**Work to do**:
How many lines in the listing below include the word "this"? Reply with the count alone.

**Items from a data source**:
'''

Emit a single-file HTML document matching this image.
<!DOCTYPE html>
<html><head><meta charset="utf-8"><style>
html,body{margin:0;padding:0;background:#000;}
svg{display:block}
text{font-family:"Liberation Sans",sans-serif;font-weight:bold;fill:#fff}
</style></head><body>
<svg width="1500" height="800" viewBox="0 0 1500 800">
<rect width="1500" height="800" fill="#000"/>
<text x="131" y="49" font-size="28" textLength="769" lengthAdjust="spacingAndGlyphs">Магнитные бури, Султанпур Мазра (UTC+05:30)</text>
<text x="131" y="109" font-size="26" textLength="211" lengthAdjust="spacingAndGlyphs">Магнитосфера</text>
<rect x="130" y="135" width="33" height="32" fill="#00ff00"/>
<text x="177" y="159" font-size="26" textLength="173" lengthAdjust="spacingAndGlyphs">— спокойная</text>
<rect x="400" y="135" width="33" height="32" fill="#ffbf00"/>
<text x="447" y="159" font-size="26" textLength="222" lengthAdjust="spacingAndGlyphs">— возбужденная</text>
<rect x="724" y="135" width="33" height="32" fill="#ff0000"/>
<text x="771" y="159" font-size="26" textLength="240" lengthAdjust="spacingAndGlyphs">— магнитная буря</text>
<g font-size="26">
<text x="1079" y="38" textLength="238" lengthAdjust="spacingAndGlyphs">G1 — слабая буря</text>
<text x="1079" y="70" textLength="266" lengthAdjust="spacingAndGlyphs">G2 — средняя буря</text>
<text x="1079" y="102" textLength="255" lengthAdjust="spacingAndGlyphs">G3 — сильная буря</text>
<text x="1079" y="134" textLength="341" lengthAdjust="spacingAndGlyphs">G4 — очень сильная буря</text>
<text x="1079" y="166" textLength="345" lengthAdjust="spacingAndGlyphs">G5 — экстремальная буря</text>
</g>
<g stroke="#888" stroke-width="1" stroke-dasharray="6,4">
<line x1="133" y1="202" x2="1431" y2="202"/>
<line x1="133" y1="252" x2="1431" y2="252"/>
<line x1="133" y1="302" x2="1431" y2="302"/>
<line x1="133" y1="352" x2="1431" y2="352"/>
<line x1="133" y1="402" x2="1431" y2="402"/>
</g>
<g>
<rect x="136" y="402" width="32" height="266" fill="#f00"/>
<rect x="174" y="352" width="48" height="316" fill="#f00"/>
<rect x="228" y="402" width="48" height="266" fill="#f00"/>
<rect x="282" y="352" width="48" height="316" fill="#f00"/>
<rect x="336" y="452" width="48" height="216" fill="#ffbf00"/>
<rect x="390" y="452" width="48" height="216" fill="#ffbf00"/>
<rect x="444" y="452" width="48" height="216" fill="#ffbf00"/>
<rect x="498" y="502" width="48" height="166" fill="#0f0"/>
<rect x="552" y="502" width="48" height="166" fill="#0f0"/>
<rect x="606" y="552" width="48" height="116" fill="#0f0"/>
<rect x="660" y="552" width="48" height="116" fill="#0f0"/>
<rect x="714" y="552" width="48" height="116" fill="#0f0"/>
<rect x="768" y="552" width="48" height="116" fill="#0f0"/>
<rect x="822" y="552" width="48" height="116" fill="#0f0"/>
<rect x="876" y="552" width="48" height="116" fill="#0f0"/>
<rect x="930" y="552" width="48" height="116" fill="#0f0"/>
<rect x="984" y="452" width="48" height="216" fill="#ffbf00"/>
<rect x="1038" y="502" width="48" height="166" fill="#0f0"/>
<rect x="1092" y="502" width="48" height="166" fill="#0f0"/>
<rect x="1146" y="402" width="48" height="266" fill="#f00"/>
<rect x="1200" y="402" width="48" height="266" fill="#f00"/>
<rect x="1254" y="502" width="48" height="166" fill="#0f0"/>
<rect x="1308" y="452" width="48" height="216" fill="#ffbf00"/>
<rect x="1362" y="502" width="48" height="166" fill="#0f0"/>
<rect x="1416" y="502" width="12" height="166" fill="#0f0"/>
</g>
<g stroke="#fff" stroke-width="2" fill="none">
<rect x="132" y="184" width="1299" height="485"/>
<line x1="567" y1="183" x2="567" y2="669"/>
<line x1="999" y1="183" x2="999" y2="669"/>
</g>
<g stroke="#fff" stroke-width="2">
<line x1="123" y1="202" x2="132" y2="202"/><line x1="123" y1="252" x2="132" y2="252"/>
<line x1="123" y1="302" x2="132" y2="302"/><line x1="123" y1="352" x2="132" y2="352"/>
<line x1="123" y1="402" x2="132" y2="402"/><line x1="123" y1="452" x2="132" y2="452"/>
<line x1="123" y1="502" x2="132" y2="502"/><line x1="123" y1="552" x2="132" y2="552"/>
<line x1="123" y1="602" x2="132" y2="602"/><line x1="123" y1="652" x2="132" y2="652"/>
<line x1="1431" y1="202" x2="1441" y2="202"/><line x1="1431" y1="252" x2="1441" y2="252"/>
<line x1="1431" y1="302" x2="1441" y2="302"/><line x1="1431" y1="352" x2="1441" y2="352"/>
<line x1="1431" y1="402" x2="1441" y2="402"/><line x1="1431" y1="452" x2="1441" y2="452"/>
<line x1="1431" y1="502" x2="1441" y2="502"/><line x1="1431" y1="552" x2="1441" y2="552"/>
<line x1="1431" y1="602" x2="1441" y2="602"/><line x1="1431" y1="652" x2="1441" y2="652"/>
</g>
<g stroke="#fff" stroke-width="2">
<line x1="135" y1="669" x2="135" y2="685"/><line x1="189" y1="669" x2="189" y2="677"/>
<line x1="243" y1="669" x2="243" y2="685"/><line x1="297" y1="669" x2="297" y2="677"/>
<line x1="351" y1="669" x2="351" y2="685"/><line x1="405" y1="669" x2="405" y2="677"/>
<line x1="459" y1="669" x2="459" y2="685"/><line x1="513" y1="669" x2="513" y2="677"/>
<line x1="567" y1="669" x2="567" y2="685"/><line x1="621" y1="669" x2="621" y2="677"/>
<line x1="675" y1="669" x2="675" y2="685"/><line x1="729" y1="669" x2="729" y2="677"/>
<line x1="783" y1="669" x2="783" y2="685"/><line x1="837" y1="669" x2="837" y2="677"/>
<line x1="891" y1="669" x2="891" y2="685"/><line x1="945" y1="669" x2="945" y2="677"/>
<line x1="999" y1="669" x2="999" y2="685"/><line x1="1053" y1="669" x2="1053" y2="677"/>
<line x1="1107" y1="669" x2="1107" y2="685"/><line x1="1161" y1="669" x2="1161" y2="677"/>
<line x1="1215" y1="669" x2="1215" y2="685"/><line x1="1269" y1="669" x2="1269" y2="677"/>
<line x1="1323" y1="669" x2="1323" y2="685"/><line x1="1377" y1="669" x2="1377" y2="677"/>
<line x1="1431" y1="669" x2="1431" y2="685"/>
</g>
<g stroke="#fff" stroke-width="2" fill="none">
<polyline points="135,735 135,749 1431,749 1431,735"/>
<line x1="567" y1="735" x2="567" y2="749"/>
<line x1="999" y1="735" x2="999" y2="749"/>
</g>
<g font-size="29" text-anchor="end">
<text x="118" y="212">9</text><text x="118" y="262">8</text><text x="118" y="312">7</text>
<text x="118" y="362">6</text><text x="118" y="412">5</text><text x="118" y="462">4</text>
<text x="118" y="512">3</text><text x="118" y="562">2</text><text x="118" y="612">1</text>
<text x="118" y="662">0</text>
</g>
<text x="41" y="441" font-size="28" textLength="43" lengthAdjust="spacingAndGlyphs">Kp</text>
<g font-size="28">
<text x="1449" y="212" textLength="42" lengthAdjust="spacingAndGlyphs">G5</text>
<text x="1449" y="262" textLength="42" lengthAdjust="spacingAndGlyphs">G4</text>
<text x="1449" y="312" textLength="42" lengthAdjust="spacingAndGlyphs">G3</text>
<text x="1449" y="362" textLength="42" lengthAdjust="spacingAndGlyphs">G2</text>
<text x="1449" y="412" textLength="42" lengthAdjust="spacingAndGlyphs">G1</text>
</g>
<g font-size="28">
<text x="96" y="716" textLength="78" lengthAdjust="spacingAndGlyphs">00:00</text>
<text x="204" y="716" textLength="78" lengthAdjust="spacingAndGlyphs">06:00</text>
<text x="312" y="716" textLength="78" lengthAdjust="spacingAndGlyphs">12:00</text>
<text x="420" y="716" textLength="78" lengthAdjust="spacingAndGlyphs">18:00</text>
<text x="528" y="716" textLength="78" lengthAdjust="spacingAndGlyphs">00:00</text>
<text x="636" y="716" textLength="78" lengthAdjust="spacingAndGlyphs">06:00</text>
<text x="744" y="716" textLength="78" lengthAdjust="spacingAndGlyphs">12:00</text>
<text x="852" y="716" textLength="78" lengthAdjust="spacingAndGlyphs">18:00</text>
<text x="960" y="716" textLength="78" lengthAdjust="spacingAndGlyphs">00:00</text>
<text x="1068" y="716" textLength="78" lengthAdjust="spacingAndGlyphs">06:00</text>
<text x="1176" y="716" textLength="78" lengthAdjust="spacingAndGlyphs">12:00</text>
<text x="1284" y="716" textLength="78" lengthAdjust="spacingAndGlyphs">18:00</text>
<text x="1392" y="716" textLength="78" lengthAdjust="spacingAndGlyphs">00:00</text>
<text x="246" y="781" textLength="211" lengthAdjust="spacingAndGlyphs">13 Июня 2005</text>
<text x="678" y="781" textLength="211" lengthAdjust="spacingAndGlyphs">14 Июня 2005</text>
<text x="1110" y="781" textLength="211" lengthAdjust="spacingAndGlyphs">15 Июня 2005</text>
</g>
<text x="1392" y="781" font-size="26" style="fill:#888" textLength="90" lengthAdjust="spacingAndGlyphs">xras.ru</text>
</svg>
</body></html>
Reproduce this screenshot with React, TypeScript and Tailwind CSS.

'''

**Response to the task**:
2